Either party may, by like notice, change the address, person or telecopier number to which notice shall be sent.
 
(d)  Governing Law. This Agreement shall be governed and construed in accordance with the laws of the State of New York applicable to agreements executed and to be performed wholly within such State, without regard to any principles of conflicts of law. Each of the parties hereby irrevocably consents and agrees that any legal or equitable action or proceeding arising under or in connection with this Agreement shall be brought in the federal or state courts located in the County of New York in the State of New York, by execution and delivery of this Agreement, irrevocably submits to and accepts the jurisdiction of said courts, (iii) waives any defense that such court is not a convenient forum, and (iv) consent to any service of process made either (x) in the manner set forth in Section 10(c) of this Agreement (other than by telecopier), or (y) any other method of service permitted by law.
 
(e)  Waiver of Jury Trial. EACH PARTY HEREBY EXPRESSLY WAIVES ANY RIGHT TO A TRIAL BY JURY IN THE EVENT OF ANY SUIT, ACTION OR PROCEEDING TO ENFORCE THIS AGREEMENT OR ANY OTHER ACTION OR PROCEEDING WHICH MAY ARISE OUT OF OR IN ANY WAY BE CONNECTED WITH THIS AGREEMENT OR ANY OF THE OTHER DOCUMENTS.
 
(f)  Parties to Pay Own Expenses. Each of the parties to this Agreement shall be responsible and liable for its own expenses incurred in connection with the preparation of this Agreement, the consummation of the transactions contemplated by this Agreement and related expenses.
 
(g)  Successors. This Agreement shall be binding upon the parties and their respective heirs, executors, administrators, legal representatives, successors and assigns; provided, however, that neither party may assign this Agreement or any of its rights under this Agreement without the prior written consent of the other party.
 
(h)  Further Assurances.
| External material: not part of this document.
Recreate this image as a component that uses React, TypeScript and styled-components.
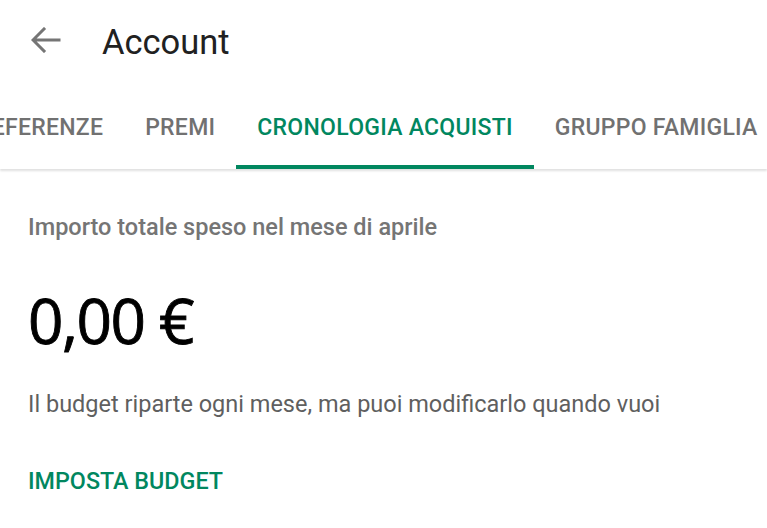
import React from 'react';
import styled, { createGlobalStyle } from 'styled-components';

const GlobalStyle = createGlobalStyle`
  html, body {
    margin: 0;
    padding: 0;
    background: #ffffff;
  }
  body {
    font-family: Roboto, "Noto Sans", sans-serif;
    overflow: hidden;
  }
`;

type Tab = { label: string; active?: boolean };

const tabs: Tab[] = [
  { label: 'Preferenze' },
  { label: 'Premi' },
  { label: 'Cronologia acquisti', active: true },
  { label: 'Gruppo famiglia' },
];

export default function App() {
  return (
    <>
      <GlobalStyle />
      <SPage>
        <SToolbar>
          <SBack aria-label="Indietro">
            <svg width="30" height="26" viewBox="0 0 30 26" fill="none">
              <path
                d="M28 13H3M13 2L2 13l11 11"
                stroke="#757575"
                strokeWidth="3"
                strokeLinecap="square"
              />
            </svg>
          </SBack>
          <STitle>Account</STitle>
        </SToolbar>
        <STabBar>
          <STabStrip>
            {tabs.map((t) => (
              <STab key={t.label} $active={t.active}>
                {t.label}
              </STab>
            ))}
          </STabStrip>
        </STabBar>
        <SContent>
          <SLabel>Importo totale speso nel mese di aprile</SLabel>
          <SAmount>0,00 €</SAmount>
          <SNote>Il budget riparte ogni mese, ma puoi modificarlo quando vuoi</SNote>
          <SAction>Imposta budget</SAction>
        </SContent>
      </SPage>
    </>
  );
}

const SPage = styled.div`
  width: 767px;
  height: 528px;
  display: flex;
  flex-direction: column;
  background: #ffffff;
`;

const SToolbar = styled.div`
  height: 84px;
  flex: none;
  display: flex;
  align-items: center;
  padding-left: 31px;
  gap: 41px;
`;

const SBack = styled.button`
  border: 0;
  background: none;
  padding: 0;
  display: flex;
  margin-top: -4px;
`;

const STitle = styled.h1`
  margin: 0;
  font-size: 34.5px;
  line-height: 40px;
  font-weight: 400;
  color: #212121;
`;

const STabBar = styled.div`
  height: 85px;
  flex: none;
  overflow: hidden;
  position: relative;
  box-shadow: 0 2px 2px rgba(0, 0, 0, 0.12);
  z-index: 1;
`;

const STabStrip = styled.div`
  display: flex;
  height: 100%;
  margin-left: -59px;
`;

const STab = styled.div<{ $active?: boolean }>`
  flex: none;
  display: flex;
  align-items: center;
  padding: 6px 21px 0;
  height: 100%;
  box-sizing: border-box;
  text-transform: uppercase;
  font-size: 23px;
  font-weight: 500;
  letter-spacing: 0.27px;
  white-space: nowrap;
  color: ${(p) => (p.$active ? '#01875f' : '#717171')};
  border-bottom: 4px solid ${(p) => (p.$active ? '#01875f' : 'transparent')};
`;

const SContent = styled.div`
  flex: 1;
  padding: 0 28px;
  display: flex;
  flex-direction: column;
  align-items: flex-start;
`;

const SLabel = styled.div`
  margin-top: 43.5px;
  font-size: 23.5px;
  font-weight: 500;
  color: #757575;
  white-space: nowrap;
`;

const SAmount = styled.div`
  margin-top: 48px;
  font-family: "Open Sans", "Noto Sans", sans-serif;
  font-size: 62px;
  font-weight: 400;
  line-height: 1;
  letter-spacing: -1.5px;
  color: #000000;
  -webkit-text-stroke: 0.9px #000000;
`;

const SNote = styled.div`
  margin-top: 39px;
  font-size: 23.5px;
  color: #5f5f5f;
  white-space: nowrap;
`;

const SAction = styled.div`
  margin-top: 49.5px;
  text-transform: uppercase;
  font-size: 23.3px;
  font-weight: 500;
  color: #01875f;
`;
Each party to this Agreement agrees, without cost or expense to any other party, to deliver or cause to be delivered such other documents and instruments as may be reasonably requested by any other party to this Agreement in order to carry out more fully the provisions of, and to consummate the transaction contemplated by, this Agreement.
 
(i)  Counterparts. This Agreement may be executed simultaneously in two or more counterparts, each of which shall be deemed an original but all of which together shall constitute one and the same instrument.
 
(j)  No Strict Construction. The language used in this Agreement will be deemed to be the language chosen by the parties with the advice of counsel to express their mutual intent, and no rules of strict construction will be applied against any party.
 
(k)  Headings. The headings in the Sections of this Agreement are inserted for convenience only and shall not constitute a part of this Agreement.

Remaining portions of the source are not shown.